Por que o Cristo amou a
Humanidade até dar a vida por ela? Porque sendo também a mais alta expressão da
perfeição humana, sentiu no mais alto grau os efeitos dessa lei de amor de Deus
e dos homens, e a praticou de maneira sublime... Praticar a caridade, amar, é
marchar a passos largos no caminho da verdade, do belo, do bem; é ir a Deus!
Amar é viver; é ira para a imortalidade!"
Segundo o que me foi relatado, o
Sr. Rewile teria abordado com sucesso a questão das manifestações, nas duas conferências
dadas aos alunos da Faculdade. Teria respondido vitoriosamente a todas as
objeções. Lamento não ter podido ouvi-lo nesta circunstância tão interessante.
Observação – Bem
tinham dito os Espíritos que o Espiritismo iria encontrar defensores nas
próprias fileiras de seus adversários. Um tal discurso na boca de um ministro
da religião, e pronunciado do alto do púlpito, é um acontecimento grave.

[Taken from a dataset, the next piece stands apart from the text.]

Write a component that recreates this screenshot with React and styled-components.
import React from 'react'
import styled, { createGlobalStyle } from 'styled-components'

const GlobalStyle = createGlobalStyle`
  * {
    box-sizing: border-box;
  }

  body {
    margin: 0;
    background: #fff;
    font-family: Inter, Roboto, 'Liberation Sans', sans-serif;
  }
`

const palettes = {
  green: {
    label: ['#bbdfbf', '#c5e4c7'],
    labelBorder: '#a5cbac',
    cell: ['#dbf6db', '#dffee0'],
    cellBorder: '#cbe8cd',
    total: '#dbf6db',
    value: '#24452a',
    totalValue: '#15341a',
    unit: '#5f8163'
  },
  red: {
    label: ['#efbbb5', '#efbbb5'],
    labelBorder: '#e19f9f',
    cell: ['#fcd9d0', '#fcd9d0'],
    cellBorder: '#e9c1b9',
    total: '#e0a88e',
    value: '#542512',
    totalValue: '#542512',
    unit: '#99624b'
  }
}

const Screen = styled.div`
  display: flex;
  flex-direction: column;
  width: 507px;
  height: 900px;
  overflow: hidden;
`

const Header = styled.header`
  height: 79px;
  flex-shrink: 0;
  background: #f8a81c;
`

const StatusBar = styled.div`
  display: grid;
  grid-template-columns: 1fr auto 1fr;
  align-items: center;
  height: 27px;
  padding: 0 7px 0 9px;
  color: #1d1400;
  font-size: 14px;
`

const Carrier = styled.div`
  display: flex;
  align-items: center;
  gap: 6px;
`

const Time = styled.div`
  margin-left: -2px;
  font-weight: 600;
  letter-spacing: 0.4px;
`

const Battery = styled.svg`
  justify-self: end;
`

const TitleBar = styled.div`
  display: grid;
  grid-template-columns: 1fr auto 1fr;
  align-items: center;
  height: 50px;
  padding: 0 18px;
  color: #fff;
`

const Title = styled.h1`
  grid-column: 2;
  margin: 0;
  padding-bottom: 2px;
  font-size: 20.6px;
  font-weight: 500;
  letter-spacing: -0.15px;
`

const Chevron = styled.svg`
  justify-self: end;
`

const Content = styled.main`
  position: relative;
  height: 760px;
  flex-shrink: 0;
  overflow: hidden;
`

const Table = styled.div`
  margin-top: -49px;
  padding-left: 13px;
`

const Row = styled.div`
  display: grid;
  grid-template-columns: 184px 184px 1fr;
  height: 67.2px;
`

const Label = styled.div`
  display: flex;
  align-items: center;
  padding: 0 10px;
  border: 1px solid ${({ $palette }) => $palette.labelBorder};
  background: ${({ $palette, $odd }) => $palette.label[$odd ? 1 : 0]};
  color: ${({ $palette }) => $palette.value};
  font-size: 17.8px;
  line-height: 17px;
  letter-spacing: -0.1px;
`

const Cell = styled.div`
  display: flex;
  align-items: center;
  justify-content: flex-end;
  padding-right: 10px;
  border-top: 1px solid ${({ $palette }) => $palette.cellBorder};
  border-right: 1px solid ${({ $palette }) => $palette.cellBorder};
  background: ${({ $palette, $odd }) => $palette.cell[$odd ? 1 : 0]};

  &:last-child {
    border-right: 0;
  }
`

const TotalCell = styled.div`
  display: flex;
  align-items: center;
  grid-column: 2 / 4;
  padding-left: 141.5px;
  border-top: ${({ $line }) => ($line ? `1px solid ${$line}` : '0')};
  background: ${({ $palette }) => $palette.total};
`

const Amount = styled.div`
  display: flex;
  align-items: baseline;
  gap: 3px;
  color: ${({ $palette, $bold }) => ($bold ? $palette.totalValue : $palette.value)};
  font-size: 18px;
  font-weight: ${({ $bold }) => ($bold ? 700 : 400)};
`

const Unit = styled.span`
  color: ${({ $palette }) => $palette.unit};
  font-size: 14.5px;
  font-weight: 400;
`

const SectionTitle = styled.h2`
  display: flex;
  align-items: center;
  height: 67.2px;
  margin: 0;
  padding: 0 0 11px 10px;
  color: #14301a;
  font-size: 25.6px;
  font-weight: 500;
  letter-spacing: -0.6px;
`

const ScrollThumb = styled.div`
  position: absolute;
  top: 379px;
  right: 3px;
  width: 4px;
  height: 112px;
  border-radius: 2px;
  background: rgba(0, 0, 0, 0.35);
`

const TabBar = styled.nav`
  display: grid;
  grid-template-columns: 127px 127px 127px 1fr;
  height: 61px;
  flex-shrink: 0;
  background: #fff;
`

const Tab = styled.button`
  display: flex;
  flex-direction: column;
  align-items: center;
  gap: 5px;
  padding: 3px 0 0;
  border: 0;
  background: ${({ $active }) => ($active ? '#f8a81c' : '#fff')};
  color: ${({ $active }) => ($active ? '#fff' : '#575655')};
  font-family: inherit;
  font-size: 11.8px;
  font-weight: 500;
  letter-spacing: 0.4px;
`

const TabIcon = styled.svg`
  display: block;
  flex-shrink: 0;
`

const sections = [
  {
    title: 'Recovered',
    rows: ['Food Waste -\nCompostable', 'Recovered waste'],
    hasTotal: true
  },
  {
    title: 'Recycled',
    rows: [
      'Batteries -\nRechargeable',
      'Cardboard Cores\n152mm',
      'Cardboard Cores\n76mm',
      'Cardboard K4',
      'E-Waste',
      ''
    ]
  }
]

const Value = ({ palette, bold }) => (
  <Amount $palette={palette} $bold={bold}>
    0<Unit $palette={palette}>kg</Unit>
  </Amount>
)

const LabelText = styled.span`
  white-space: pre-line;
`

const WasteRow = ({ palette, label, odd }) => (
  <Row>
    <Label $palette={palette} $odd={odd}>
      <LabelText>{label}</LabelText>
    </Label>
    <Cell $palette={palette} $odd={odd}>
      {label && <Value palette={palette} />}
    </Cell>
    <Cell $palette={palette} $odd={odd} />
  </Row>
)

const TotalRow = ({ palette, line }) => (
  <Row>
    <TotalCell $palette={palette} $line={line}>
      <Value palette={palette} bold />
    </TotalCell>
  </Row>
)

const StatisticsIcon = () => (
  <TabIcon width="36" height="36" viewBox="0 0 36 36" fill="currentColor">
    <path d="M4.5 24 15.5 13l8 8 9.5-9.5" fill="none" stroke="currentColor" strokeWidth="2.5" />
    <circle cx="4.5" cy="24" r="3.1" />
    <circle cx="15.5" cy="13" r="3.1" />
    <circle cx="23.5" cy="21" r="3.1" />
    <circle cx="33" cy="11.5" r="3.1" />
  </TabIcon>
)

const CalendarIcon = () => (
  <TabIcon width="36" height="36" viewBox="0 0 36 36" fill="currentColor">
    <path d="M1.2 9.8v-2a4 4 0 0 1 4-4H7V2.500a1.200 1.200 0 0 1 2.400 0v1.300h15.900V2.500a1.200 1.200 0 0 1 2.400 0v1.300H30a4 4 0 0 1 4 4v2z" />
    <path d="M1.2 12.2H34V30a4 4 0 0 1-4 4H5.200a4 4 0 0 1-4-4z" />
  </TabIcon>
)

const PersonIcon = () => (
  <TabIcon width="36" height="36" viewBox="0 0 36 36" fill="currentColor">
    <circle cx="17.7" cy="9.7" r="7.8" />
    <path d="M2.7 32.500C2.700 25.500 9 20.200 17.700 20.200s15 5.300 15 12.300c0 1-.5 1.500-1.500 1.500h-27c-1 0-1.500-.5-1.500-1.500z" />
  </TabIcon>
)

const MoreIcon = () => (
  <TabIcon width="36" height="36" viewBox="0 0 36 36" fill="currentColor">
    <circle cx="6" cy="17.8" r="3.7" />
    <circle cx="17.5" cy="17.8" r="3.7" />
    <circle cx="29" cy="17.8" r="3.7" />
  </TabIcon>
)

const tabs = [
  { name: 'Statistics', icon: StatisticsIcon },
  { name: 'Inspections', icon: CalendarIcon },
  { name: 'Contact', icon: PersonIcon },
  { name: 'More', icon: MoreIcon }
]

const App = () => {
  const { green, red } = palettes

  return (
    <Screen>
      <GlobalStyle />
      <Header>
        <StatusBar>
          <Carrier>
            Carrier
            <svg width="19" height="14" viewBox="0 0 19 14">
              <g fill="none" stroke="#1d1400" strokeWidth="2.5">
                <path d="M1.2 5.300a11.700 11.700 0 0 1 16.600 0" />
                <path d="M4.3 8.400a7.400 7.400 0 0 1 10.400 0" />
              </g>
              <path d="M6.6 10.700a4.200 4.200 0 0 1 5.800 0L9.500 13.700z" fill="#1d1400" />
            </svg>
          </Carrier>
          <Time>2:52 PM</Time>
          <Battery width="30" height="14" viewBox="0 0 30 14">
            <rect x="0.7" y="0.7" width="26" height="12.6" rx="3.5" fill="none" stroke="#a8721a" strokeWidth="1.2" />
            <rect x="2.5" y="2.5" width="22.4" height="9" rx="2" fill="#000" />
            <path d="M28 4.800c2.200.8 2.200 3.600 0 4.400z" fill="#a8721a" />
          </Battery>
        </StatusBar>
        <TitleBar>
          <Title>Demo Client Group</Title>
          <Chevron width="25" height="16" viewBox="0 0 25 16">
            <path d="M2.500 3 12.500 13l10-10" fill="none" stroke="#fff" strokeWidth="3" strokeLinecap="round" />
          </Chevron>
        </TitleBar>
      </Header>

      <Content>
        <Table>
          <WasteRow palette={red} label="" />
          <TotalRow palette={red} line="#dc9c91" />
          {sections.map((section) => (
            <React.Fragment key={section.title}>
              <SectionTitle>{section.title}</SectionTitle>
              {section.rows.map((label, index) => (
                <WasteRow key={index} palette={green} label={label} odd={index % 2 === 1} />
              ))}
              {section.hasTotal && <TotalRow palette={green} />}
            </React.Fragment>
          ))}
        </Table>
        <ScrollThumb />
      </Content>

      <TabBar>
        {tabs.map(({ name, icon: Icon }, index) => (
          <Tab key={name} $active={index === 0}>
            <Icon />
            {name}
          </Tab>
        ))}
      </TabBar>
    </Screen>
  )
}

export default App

Esperemos ver outros, porque o exemplo da coragem de opinião
é contagioso. As ideias novas também não tardarão a encontrar campeões
confessos na alta ciência, na literatura e na imprensa; aí já desfrutam de mais
simpatia do que se pensa. Só o primeiro passo é que custa. Até hoje pode
dizer-se que, com exceção dos órgãos especiais do Espiritismo, que não se
dirigem à massa do público indiferente, só os nossos adversários tiveram a
palavra, e Deus sabe se a usaram! Agora a luta começa. Que dirão quando virem
nomes justamente honrados e estimados saírem de suas fileiras, empunhando
abertamente a bandeira da doutrina? Está dito que tudo se cumprirá.